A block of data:
○ ○ ○ ○ ○
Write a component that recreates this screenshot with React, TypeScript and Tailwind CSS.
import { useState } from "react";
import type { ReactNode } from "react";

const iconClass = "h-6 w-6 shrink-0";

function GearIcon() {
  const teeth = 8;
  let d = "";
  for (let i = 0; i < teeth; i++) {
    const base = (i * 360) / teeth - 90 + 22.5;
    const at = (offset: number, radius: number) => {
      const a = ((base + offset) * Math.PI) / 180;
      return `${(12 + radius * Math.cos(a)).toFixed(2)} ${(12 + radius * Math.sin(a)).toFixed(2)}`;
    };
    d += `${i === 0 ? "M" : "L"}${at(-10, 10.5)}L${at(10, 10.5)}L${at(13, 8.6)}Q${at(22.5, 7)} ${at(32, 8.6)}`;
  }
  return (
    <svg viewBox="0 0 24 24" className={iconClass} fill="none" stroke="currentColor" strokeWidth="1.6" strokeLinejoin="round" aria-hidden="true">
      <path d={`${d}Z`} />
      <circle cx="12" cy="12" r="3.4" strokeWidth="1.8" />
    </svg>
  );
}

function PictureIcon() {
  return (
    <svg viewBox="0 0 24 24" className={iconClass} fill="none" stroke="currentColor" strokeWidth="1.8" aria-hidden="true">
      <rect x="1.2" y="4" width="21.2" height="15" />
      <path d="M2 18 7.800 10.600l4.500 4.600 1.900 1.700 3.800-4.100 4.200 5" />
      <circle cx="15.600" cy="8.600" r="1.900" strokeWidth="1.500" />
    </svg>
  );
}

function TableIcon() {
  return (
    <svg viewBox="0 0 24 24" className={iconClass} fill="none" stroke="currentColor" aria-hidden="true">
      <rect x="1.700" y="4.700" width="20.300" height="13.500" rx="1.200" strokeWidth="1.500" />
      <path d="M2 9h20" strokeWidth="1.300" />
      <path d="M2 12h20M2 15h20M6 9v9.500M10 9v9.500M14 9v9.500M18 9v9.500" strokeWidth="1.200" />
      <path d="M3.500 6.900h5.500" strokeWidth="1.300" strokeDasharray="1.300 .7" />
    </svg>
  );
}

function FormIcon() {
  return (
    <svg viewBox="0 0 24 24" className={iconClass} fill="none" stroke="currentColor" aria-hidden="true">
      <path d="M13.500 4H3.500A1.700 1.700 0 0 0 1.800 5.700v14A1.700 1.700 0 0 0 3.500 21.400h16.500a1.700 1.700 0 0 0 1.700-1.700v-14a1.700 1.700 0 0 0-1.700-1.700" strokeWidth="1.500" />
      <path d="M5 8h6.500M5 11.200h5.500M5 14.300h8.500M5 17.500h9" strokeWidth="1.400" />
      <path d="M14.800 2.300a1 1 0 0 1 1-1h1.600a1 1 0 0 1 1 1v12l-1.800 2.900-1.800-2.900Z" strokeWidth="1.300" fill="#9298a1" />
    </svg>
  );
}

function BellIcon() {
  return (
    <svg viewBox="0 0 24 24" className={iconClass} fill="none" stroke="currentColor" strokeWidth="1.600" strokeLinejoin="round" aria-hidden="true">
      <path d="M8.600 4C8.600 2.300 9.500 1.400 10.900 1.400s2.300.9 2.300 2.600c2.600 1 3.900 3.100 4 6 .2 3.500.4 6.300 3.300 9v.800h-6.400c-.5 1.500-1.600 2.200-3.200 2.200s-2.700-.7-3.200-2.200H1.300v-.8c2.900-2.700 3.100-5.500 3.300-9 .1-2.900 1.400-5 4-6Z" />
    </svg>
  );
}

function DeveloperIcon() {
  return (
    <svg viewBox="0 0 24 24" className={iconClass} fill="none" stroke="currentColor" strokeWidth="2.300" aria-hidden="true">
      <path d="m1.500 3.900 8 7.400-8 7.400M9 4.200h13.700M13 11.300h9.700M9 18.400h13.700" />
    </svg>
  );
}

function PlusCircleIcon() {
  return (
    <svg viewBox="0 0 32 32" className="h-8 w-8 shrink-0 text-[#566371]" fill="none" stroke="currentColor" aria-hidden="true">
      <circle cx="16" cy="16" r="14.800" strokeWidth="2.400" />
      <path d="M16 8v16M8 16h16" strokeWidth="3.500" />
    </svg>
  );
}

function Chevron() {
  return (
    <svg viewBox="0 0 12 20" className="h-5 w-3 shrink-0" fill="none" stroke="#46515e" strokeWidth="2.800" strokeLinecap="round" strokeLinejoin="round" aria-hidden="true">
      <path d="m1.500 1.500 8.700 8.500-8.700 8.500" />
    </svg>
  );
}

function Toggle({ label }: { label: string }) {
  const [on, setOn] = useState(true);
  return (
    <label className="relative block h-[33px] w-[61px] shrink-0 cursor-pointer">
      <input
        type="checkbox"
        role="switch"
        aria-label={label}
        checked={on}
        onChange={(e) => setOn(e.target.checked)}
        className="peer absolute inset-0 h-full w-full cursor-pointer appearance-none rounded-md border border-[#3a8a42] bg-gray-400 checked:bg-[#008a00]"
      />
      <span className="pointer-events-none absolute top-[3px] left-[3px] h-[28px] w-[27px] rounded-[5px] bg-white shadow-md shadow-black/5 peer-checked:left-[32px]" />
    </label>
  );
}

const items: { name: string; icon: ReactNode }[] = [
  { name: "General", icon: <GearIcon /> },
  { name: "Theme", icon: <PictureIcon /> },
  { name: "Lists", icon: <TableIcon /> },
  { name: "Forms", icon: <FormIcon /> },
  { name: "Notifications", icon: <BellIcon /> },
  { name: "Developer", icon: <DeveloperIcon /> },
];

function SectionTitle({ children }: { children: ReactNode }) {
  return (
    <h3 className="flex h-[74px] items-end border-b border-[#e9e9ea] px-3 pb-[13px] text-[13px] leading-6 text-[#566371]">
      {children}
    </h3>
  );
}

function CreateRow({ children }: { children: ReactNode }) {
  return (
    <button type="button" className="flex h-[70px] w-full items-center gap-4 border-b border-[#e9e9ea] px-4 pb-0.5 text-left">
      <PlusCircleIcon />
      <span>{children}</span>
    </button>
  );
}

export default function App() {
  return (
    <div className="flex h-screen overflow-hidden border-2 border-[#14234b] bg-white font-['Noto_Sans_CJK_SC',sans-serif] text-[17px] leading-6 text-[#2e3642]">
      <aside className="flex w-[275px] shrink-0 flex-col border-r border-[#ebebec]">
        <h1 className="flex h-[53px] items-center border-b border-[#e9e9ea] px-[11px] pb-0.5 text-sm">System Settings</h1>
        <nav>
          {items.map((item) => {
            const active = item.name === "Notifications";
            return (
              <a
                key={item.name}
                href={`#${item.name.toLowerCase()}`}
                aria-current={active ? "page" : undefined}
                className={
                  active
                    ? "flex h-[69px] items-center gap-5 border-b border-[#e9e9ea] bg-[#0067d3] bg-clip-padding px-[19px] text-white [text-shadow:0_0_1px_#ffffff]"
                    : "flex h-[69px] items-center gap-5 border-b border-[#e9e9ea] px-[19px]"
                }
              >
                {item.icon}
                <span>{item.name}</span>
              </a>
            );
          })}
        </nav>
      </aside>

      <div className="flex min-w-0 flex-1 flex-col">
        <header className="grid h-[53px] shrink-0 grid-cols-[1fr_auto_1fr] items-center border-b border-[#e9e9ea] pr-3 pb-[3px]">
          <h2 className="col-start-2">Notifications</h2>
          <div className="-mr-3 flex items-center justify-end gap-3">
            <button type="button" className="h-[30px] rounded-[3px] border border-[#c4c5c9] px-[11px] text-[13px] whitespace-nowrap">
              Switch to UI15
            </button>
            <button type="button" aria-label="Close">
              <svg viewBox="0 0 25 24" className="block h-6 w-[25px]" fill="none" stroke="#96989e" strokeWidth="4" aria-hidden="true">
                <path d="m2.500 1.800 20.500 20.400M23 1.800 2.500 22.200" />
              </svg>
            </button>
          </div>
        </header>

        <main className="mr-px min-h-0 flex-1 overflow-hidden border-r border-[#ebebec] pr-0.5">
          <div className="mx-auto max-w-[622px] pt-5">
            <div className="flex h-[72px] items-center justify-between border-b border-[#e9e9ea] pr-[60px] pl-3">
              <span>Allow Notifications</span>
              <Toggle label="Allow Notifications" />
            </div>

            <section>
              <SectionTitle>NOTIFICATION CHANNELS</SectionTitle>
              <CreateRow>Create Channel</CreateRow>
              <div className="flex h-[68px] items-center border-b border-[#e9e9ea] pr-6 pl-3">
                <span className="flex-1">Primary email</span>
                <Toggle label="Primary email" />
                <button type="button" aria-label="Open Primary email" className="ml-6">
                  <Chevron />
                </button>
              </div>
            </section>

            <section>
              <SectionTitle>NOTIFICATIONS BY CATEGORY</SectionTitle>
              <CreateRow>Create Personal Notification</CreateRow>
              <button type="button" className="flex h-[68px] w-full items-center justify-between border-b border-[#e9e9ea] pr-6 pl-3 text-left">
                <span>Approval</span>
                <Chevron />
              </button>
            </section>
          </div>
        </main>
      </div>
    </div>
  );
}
○ ○ ○ ○ ○
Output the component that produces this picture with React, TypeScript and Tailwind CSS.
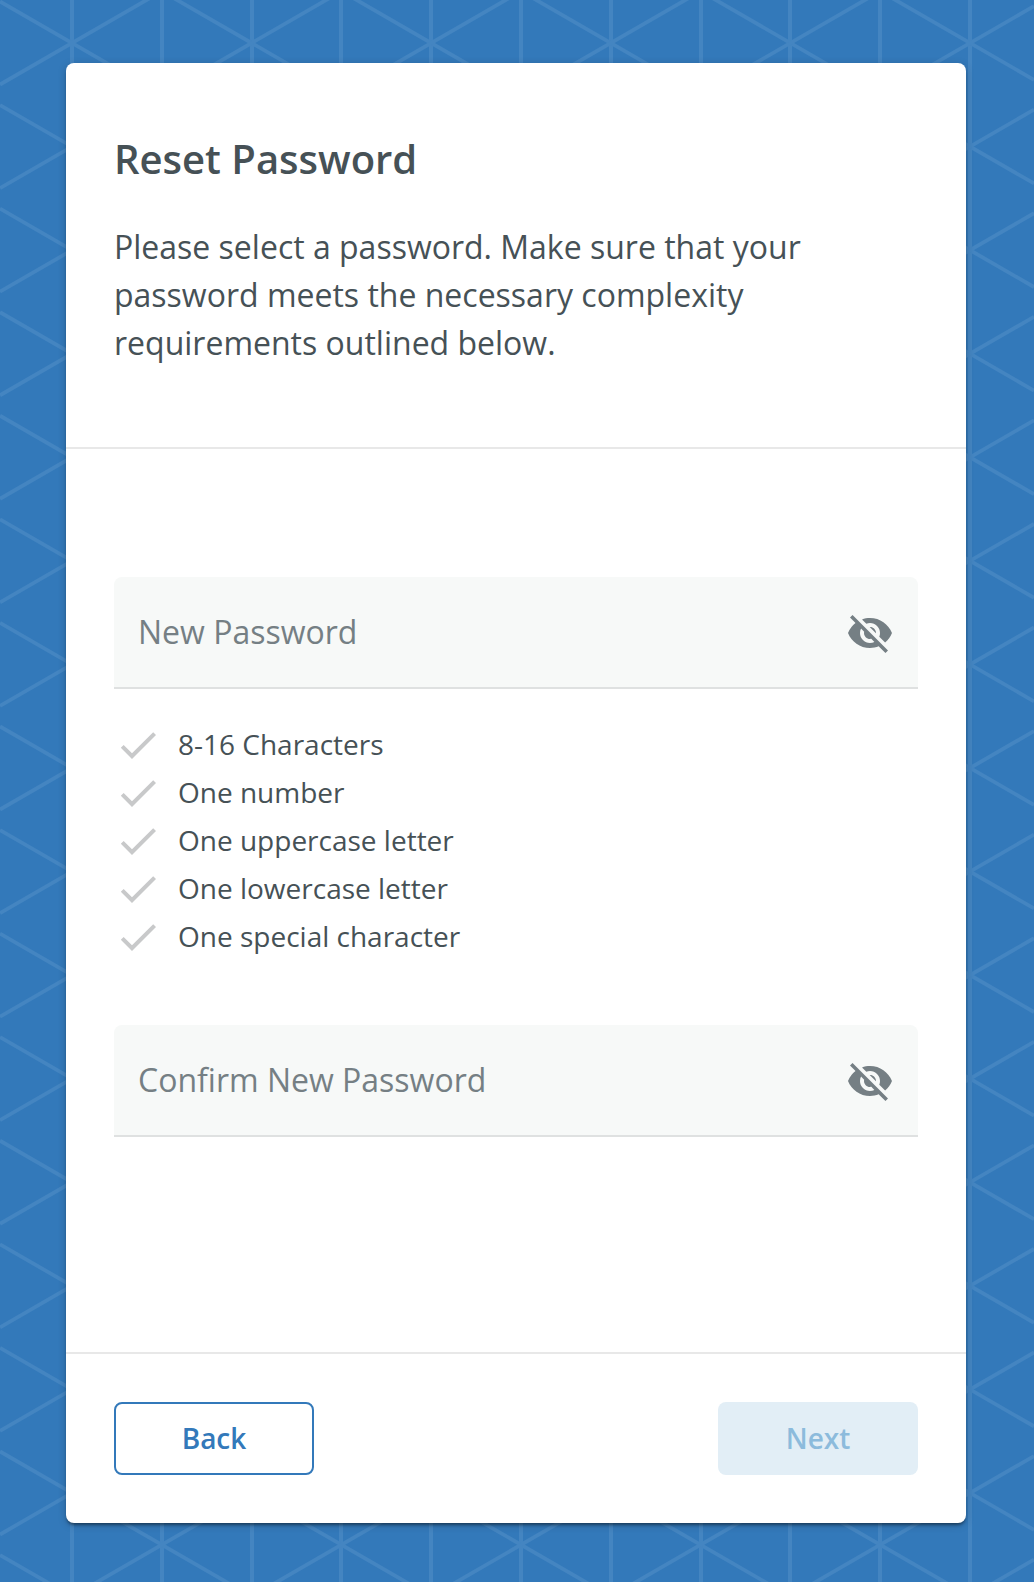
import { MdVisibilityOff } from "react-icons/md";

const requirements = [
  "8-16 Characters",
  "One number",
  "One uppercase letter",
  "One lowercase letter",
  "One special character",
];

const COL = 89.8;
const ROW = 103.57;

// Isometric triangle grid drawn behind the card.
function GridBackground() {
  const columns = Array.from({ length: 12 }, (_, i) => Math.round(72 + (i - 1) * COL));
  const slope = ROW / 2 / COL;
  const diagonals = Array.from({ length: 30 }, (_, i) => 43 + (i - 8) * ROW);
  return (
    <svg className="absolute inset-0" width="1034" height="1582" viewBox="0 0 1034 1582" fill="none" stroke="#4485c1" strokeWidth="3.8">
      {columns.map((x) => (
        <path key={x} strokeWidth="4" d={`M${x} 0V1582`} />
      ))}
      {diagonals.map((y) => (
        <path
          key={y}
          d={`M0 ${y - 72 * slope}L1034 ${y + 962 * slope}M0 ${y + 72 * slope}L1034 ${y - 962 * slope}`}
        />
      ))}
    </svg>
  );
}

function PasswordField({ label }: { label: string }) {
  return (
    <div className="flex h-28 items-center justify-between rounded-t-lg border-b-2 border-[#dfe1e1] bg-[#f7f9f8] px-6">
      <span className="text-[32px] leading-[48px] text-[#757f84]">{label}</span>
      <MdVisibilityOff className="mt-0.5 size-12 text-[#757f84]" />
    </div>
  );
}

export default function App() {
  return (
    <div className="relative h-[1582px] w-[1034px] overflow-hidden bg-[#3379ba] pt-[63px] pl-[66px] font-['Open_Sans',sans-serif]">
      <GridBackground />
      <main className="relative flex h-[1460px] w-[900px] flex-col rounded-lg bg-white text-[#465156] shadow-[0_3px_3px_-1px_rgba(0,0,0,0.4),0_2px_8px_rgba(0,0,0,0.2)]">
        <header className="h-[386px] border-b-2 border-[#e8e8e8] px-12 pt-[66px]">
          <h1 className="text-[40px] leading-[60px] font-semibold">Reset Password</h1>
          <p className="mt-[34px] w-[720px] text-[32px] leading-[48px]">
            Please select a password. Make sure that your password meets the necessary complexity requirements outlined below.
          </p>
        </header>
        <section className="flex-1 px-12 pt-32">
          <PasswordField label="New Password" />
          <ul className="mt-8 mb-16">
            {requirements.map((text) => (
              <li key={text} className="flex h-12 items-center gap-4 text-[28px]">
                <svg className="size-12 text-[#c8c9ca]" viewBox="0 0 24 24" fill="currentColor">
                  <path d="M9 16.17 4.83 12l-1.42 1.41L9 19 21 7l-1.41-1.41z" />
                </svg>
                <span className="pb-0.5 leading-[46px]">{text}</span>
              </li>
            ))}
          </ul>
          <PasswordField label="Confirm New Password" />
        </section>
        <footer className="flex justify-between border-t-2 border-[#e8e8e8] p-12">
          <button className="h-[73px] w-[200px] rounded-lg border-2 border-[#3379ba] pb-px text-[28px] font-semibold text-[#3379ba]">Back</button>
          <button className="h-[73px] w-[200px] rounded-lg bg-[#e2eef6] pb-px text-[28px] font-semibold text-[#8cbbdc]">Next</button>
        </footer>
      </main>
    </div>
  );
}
○ ○ ○ ○ ○
▶ _WRITTEN REQUEST_: Retype exactly the lines from the one with "Output the component" through the one with "const ROW = 103.57;", both included, and nothing else; leave out the pictures.

▶ _OUTPUT FOR THIS TASK_:
Output the component that produces this picture with React, TypeScript and Tailwind CSS.
import { MdVisibilityOff } from "react-icons/md";

const requirements = [
  "8-16 Characters",
  "One number",
  "One uppercase letter",
  "One lowercase letter",
  "One special character",
];

const COL = 89.8;
const ROW = 103.57;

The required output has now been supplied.